Instruction:
From the listing below, select every line where the word "this" appears.

>> start Data listing

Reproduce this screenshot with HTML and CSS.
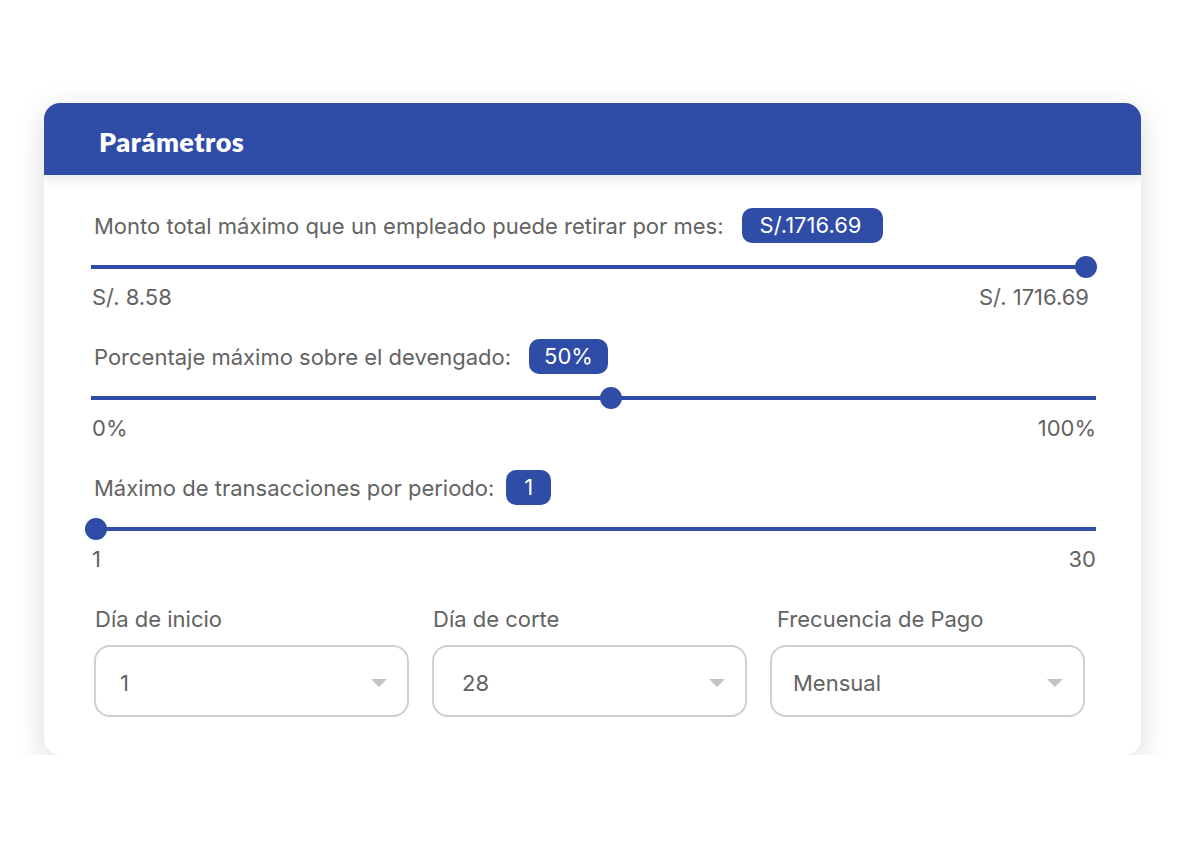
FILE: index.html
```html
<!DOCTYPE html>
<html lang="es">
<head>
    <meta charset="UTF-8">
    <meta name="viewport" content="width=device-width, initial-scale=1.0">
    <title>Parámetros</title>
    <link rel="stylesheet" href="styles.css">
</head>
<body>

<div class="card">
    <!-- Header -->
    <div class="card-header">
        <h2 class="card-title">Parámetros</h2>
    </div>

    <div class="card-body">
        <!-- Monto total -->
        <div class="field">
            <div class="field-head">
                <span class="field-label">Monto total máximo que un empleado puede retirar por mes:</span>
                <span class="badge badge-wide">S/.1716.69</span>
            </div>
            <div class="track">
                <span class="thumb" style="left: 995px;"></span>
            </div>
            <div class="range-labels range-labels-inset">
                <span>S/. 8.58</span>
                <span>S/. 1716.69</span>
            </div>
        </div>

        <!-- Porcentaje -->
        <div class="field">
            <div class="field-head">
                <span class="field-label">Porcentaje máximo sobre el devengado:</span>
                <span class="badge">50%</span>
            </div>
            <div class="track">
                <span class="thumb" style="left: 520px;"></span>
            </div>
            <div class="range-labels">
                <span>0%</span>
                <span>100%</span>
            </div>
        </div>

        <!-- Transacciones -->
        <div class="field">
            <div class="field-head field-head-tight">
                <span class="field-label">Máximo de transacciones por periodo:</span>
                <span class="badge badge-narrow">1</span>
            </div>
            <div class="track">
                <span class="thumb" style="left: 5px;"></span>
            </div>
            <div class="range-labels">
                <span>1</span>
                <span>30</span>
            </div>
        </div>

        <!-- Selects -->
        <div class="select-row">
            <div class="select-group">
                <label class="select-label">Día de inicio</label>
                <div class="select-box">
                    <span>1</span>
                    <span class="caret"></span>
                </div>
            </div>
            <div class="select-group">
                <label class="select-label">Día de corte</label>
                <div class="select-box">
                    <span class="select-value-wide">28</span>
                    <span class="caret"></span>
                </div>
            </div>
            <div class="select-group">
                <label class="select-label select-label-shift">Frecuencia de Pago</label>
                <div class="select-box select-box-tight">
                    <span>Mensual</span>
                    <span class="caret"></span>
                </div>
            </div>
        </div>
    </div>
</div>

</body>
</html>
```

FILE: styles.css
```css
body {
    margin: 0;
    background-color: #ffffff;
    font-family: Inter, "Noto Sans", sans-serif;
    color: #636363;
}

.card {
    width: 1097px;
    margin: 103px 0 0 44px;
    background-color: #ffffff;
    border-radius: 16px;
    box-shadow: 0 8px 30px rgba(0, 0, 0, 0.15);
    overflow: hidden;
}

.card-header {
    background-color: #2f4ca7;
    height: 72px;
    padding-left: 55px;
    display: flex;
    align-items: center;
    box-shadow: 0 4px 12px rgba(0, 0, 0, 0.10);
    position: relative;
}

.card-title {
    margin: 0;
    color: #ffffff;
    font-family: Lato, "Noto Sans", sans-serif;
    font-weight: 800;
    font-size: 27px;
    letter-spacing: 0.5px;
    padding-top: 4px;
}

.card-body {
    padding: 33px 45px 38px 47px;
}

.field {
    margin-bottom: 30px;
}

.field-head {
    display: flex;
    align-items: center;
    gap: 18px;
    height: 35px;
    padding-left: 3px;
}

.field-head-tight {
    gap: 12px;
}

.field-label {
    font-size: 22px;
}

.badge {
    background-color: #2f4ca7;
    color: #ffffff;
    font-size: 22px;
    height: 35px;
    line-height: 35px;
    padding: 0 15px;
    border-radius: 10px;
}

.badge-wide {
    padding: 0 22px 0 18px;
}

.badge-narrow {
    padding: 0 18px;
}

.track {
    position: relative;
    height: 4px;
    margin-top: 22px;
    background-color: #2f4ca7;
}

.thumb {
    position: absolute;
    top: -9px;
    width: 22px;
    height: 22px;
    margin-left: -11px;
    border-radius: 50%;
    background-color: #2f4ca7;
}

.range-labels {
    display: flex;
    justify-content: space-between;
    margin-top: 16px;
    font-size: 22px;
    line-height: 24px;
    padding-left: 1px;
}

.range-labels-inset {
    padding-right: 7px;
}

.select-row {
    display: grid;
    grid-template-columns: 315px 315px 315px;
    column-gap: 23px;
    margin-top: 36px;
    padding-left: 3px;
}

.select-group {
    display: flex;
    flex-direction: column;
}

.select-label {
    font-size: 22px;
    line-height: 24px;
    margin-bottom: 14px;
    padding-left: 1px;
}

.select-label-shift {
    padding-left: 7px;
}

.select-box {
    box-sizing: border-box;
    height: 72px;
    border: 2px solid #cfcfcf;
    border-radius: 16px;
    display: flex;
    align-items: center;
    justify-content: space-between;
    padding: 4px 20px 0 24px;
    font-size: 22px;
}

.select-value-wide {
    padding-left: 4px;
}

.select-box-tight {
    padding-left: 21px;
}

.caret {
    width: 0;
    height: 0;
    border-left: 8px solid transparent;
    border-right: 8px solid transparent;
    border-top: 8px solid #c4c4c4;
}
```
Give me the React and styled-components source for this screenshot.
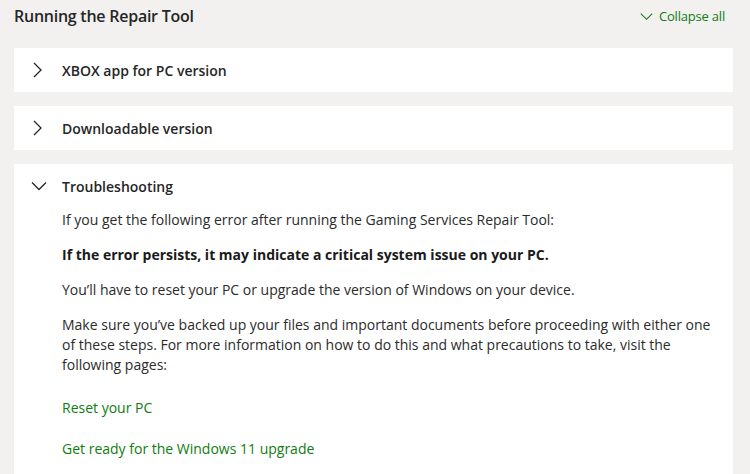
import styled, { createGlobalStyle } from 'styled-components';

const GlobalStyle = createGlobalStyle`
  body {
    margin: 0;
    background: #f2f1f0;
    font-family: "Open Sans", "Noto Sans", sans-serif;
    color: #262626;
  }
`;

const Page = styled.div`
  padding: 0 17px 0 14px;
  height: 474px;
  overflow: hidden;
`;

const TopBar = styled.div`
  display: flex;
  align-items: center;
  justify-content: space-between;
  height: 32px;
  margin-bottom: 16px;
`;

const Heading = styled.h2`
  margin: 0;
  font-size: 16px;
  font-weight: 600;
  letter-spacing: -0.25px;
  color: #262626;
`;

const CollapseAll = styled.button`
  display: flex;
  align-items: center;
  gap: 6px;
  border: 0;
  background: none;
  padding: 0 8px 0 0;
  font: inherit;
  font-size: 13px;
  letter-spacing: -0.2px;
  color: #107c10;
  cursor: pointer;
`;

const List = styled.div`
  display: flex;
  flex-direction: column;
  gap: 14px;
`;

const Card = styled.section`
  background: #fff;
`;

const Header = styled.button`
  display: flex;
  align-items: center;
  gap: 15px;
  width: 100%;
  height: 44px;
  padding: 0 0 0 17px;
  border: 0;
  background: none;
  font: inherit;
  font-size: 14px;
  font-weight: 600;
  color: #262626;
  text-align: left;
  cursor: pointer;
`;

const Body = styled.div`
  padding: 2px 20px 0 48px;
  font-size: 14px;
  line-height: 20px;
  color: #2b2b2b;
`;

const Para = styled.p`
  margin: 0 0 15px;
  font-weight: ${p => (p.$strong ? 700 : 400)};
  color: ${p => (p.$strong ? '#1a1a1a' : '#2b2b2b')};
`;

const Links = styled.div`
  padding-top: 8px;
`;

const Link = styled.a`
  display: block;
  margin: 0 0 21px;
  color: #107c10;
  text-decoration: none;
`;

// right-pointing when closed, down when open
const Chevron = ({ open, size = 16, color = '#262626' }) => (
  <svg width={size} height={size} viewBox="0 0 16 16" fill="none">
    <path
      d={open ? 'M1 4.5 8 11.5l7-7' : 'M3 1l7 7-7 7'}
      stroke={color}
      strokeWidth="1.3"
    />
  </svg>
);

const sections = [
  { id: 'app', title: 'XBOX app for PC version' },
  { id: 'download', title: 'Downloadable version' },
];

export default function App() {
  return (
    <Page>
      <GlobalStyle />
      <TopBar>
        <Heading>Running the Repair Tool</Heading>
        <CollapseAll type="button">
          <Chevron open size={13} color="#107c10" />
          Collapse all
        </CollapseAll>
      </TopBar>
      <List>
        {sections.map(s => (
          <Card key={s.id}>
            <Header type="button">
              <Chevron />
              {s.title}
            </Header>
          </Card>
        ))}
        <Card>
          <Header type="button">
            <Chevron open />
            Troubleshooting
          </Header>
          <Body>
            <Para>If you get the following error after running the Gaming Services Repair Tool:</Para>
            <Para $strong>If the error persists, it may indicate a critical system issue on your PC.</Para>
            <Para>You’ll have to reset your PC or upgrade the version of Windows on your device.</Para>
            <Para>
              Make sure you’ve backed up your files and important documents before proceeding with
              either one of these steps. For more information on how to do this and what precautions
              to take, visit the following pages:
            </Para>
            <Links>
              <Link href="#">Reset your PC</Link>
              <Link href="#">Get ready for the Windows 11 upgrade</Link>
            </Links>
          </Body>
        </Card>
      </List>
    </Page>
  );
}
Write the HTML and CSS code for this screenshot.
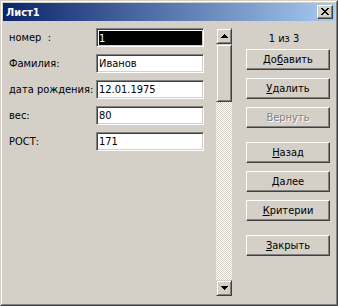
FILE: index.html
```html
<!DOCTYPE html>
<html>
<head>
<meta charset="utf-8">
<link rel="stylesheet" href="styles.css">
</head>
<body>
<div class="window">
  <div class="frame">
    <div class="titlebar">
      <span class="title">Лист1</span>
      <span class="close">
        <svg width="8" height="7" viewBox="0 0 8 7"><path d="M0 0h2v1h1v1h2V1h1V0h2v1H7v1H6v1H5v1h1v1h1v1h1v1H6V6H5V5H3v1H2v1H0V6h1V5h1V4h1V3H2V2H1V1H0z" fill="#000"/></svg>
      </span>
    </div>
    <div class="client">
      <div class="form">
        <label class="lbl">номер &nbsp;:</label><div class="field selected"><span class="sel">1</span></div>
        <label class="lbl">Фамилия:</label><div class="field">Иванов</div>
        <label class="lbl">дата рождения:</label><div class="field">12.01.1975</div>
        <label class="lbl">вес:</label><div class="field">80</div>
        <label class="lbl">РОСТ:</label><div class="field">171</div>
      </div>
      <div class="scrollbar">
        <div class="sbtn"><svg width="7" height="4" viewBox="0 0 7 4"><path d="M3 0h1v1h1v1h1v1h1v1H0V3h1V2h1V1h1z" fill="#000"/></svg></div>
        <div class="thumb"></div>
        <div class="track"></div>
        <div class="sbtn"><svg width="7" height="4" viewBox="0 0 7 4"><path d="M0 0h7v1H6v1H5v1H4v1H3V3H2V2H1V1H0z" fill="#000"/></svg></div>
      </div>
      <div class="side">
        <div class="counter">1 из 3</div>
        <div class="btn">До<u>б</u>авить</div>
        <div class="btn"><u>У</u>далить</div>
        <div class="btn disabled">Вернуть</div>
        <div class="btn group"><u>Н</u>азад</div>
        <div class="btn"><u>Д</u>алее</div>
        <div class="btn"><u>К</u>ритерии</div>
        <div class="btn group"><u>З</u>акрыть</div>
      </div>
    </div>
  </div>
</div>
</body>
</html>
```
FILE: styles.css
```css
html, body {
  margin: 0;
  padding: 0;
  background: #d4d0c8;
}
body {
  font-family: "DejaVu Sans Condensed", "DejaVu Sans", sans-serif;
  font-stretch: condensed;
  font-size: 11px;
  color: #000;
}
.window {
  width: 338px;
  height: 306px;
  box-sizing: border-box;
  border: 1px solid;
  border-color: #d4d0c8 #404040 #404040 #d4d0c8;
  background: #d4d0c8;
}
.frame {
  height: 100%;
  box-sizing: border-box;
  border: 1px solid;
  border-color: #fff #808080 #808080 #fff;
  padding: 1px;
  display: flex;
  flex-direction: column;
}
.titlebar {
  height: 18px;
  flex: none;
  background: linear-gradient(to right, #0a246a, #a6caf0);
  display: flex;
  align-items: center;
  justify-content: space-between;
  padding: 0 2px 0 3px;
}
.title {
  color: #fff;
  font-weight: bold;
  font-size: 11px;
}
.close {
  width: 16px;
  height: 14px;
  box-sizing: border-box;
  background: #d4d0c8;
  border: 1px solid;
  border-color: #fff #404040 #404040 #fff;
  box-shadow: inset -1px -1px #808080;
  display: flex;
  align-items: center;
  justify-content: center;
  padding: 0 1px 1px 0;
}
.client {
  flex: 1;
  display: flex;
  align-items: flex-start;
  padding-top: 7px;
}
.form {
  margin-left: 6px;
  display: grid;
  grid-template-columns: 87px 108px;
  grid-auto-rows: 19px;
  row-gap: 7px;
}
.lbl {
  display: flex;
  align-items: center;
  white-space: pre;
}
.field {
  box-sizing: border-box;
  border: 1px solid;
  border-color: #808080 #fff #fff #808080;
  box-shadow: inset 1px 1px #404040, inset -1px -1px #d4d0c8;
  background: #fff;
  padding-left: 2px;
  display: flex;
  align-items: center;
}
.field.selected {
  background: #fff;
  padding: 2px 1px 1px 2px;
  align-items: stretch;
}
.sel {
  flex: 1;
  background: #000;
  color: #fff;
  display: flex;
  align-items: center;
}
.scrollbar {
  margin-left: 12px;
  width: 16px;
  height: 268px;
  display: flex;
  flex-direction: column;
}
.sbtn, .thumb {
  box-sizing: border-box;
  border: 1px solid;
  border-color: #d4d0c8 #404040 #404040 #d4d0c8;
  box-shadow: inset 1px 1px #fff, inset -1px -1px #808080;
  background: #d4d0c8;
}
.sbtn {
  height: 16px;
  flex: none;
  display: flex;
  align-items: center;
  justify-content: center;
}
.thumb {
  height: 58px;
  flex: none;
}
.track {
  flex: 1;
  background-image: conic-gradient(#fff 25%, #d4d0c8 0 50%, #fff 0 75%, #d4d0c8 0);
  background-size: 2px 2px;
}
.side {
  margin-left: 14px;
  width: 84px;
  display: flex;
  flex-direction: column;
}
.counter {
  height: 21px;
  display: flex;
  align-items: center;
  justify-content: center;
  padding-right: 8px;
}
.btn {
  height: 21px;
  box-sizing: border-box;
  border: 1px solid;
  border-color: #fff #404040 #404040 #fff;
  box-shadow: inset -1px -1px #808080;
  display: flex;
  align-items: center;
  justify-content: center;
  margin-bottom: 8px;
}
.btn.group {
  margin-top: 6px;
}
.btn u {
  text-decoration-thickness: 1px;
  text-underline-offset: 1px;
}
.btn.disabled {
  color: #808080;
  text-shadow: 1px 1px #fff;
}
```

>> end Data listing

Problem solution:
Reproduce this screenshot with HTML and CSS.
Give me the React and styled-components source for this screenshot.
              either one of these steps. For more information on how to do this and what precautions
Write the HTML and CSS code for this screenshot.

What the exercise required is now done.